The Levashov act was signed on 27 May. Ivanov’s closing resolution went out on 28 May, one calendar day later.
That resolution concludes the hikers perished due to ‘a compelling natural force which they were not able to overcome’, or in another translation ‘a spontaneous force which people are not able to overcome’. The phrase names no culpable parties and provides no specific environmental sequence. References to the radiological data and the fireball reports are absent from the document.
Then came the swerve.
Following the closure, the Dyatlov Pass was placed off-limits to all sporting and civilian groups for the next three years. A three-year ski-access ban is not the standard administrative aftermath of a weather tragedy. The case files went under restricted access immediately after 28 May, with the most sensitive folios remaining sealed or, in some accounts, destroyed for decades.
Nobody has produced the missing Urakov travel order.
Chronology of the Case Closure
-
Late May 1959
Arrival of Deputy Prosecutor General Urakov
Urakov arrives from Moscow, reportedly evades questions on armaments testing, and issues a verbal command to close the case.
-
27 May 1959
Levashov Act Signed
Chief Radiologist Levashov signs the completed physical-technical expertise act recording high beta-particle contamination.
-
28 May 1959
Official Case Closure
Lev Ivanov signs the public resolution citing a 'compelling natural force'. Radiation data and fireball reports are omitted.
-
Post-Closure (1959 - 1962)
Area Restricted
The Dyatlov Pass is placed off-limits to all sporting and civilian groups for three years. Case files are sealed.
Ivanov and Okishev’s Decades-Long Claims
Three decades after he signed the closure, Lev Ivanov spoke. His two-part article, titled ‘The Mystery of the Fireballs’, appeared in the regional Kazakh newspaper Leninsky Put on 22 and 24 November 1990. Publication was made possible by the late-Soviet policy that allowed retired officials to discuss previously classified matters.
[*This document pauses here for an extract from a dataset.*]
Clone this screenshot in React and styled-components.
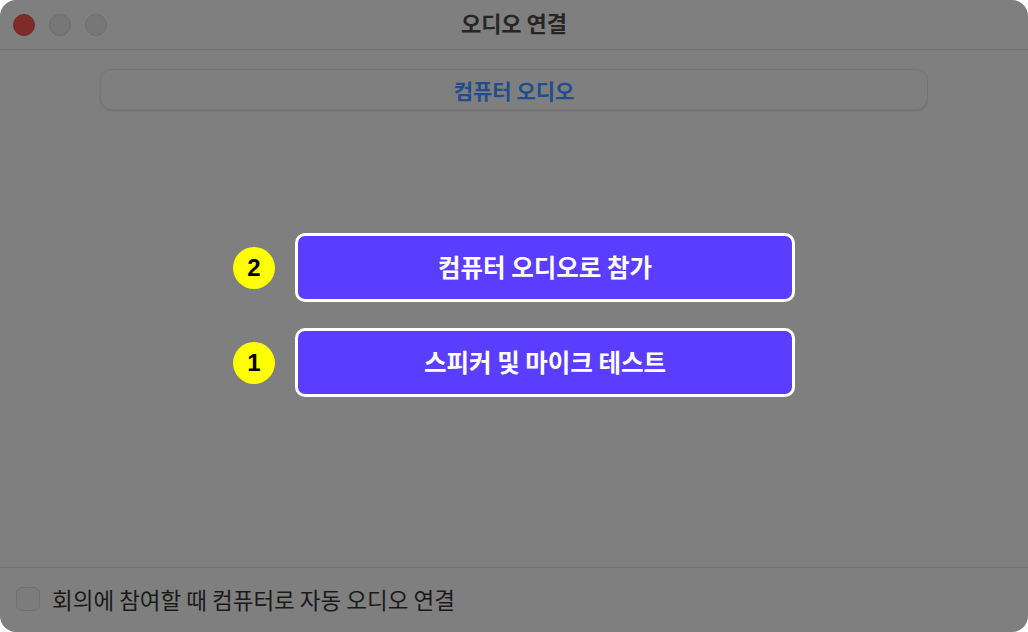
import React from "react";
import styled, { createGlobalStyle } from "styled-components";

const GlobalStyle = createGlobalStyle`
  html, body {
    margin: 0;
    padding: 0;
    background: #ffffff;
  }
  body {
    font-family: "Noto Sans CJK KR", "Noto Sans", sans-serif;
  }
`;

const Window = styled.div`
  width: 1028px;
  height: 632px;
  box-sizing: border-box;
  border-radius: 16px;
  background: #7f7f7f;
  overflow: hidden;
  display: flex;
  flex-direction: column;
`;

const TitleBar = styled.div`
  height: 50px;
  flex: none;
  display: flex;
  align-items: center;
  position: relative;
  border-bottom: 1px solid #727272;
  box-sizing: border-box;
`;

const Lights = styled.div`
  display: flex;
  gap: 14px;
  padding-left: 13px;
`;

const Light = styled.span`
  width: 22px;
  height: 22px;
  border-radius: 50%;
  box-sizing: border-box;
  background: ${(p) => (p.$close ? "#7e2b2b" : "#777777")};
  border: 1px solid ${(p) => (p.$close ? "#742828" : "#6e6e6e")};
`;

const Title = styled.div`
  position: absolute;
  left: 0;
  right: 0;
  top: 6px;
  text-align: center;
  font-size: 22px;
  line-height: 32px;
  font-weight: 700;
  color: #262626;
  pointer-events: none;
`;

const Content = styled.div`
  flex: 1;
  display: flex;
  flex-direction: column;
  align-items: center;
  padding: 19px 100px 0;
`;

const Tab = styled.div`
  width: 100%;
  height: 41px;
  box-sizing: border-box;
  border: 1px solid #747474;
  border-radius: 12px;
  box-shadow: 0 1px 2px rgba(0, 0, 0, 0.12);
  display: flex;
  align-items: center;
  justify-content: center;
  font-size: 21px;
  font-weight: 700;
  color: #1f4d8f;
`;

const Actions = styled.div`
  margin-top: 123px;
  display: flex;
  flex-direction: column;
  gap: 26px;
`;

const ActionRow = styled.div`
  display: flex;
  align-items: center;
  gap: 20px;
`;

const Badge = styled.span`
  width: 42px;
  height: 42px;
  border-radius: 50%;
  background: #ffff00;
  color: #000;
  font-family: "Liberation Sans", Arial, sans-serif;
  font-weight: 700;
  font-size: 24px;
  display: flex;
  align-items: center;
  justify-content: center;
`;

const ActionButton = styled.button`
  width: 500px;
  height: 69px;
  box-sizing: border-box;
  border: 3px solid #ffffff;
  border-radius: 10px;
  background: #5a3dfe;
  color: #ffffff;
  font-family: inherit;
  font-size: 24.5px;
  font-weight: 700;
  padding: 0 0 2px;
  cursor: pointer;
`;

const Footer = styled.div`
  height: 65px;
  flex: none;
  box-sizing: border-box;
  border-top: 1px solid #737373;
  display: flex;
  align-items: center;
  gap: 12px;
  padding: 0 0 2px 16px;
`;

const Checkbox = styled.span`
  width: 24px;
  height: 24px;
  box-sizing: border-box;
  border: 1px solid #6f6f6f;
  border-radius: 6px;
  background: #7c7c7c;
`;

const FooterLabel = styled.span`
  font-size: 22.5px;
  color: #1a1a1a;
`;

const actions = [
  { badge: "2", label: "컴퓨터 오디오로 참가" },
  { badge: "1", label: "스피커 및 마이크 테스트" },
];

export default function App() {
  return (
    <>
      <GlobalStyle />
      <Window>
        <TitleBar>
          <Lights>
            <Light $close />
            <Light />
            <Light />
          </Lights>
          <Title>오디오 연결</Title>
        </TitleBar>
        <Content>
          <Tab>컴퓨터 오디오</Tab>
          <Actions>
            {actions.map((a) => (
              <ActionRow key={a.badge}>
                <Badge>{a.badge}</Badge>
                <ActionButton>{a.label}</ActionButton>
              </ActionRow>
            ))}
          </Actions>
        </Content>
        <Footer>
          <Checkbox />
          <FooterLabel>회의에 참여할 때 컴퓨터로 자동 오디오 연결</FooterLabel>
        </Footer>
      </Window>
    </>
  );
}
Ivanov stated publicly, for the first time, that the original investigation had been hijacked by high-ranking state officials. He claimed he had been forced to alter the investigation logs, close the case prematurely and classify the most sensitive findings. Aerial sightings had been removed from the file on direct order, he said, and the glowing spheres pointed to a classified military event he believed had killed the hikers.
No 1959 documentary evidence of forced alteration to the logs has been located. Ivanov’s claim of suppression is testimony, not paperwork.
Twenty-three years later, in 2013, Evgeny Okishev gave the first of a series of interviews. He corroborated the arrival of Urakov from Moscow, the confiscation of evidence, the suppression of the fireball interrogations and the strict order to terminate inquiry just as the Sverdlovsk team was preparing to return to the pass for further evidence gathering. Those original 1959 logs Ivanov says he altered remain inside the sealed portions of the case file and have not been released for forensic comparison.
Both accounts align on the central sequence. Ivanov in 1990 and Okishev in 2013 had no documented coordination, no shared communication channel and a 23-year gap between their public statements. Such structural overlap is striking, but the alignment of two retrospective testimonies cannot stand in for the 1959 written directive that has not been located.
Retrospective Testimony Alignment
| Lev Ivanov's Claims (1990) | Evgeny Okishev's Claims (2013) | Documentary Status |
|---|---|---|
| Stated the investigation was hijacked by high-ranking state officials. | Corroborated the arrival of Urakov from Moscow and the strict order to terminate the inquiry. | No 1959 written directive from Urakov has been located in the archive. |
| Claimed he was forced to alter investigation logs and classify findings. | Confirmed the confiscation of evidence and suppression of the fireball interrogations. | Original unredacted 1959 logs remain inside sealed portions of the case file. |
Source
Sources include: the 1959 Sverdlovsk Regional Prosecutor’s Office case files and records of interrogation; V.A. Vozrozhdenniy’s autopsy reports from the Sverdlovsk Regional Forensic Bureau; Chief Radiologist Levashov’s physical-technical expertise act of 27 May 1959; Voeikov Main Geophysical Observatory meteorological records; a 2021 peer-reviewed avalanche simulation from the Swiss Federal Institute of Technology in Zurich; Evgeny Okishev’s 2013 to 2015 interview series; and Lev Ivanov’s two-part article ‘The Mystery of the Fireballs’ published in ‘Leninsky Put’ in November 1990.
Claim-Source Matrix
| Core Finding | Primary Source Document | Status |
|---|---|---|
| Discovery of the tent on 26 February 1959, cut from the inside with heavy gear remaining. | Sverdlovsk Regional Prosecutor's Office Case Files | Confirmed |
| The 9,900 decays per minute reading on Dubinina's brown sweater. | Radioactivity Report - Physical-Technical Expertise Act (Levashov) | Confirmed |
| Omission of the witness fireball entries from the public resolution. | Sverdlovsk Regional Prosecutor's Office Interrogation Records and Closing Resolution | Confirmed |
| The exact phrase 'a compelling natural force which they were not able to overcome'. | Lev Ivanov's 28 May 1959 closing resolution | Confirmed |
What we still do not know
- Radar logs for the Ivdel sector mapping the glowing spheres reported on 1 and 2 February 1959.
- The reasoning behind the nine-day delay between the 9 May autopsies and the 18 May radiological test order.
- Deputy Prosecutor General Urakov's operational log or written travel orders from Moscow to Sverdlovsk.
- Spectrometric analysis to identify the specific radioactive isotope on Dubinina's sweater.
- The chain-of-custody record for the highly contaminated clothing between 9 May and 18 May 1959.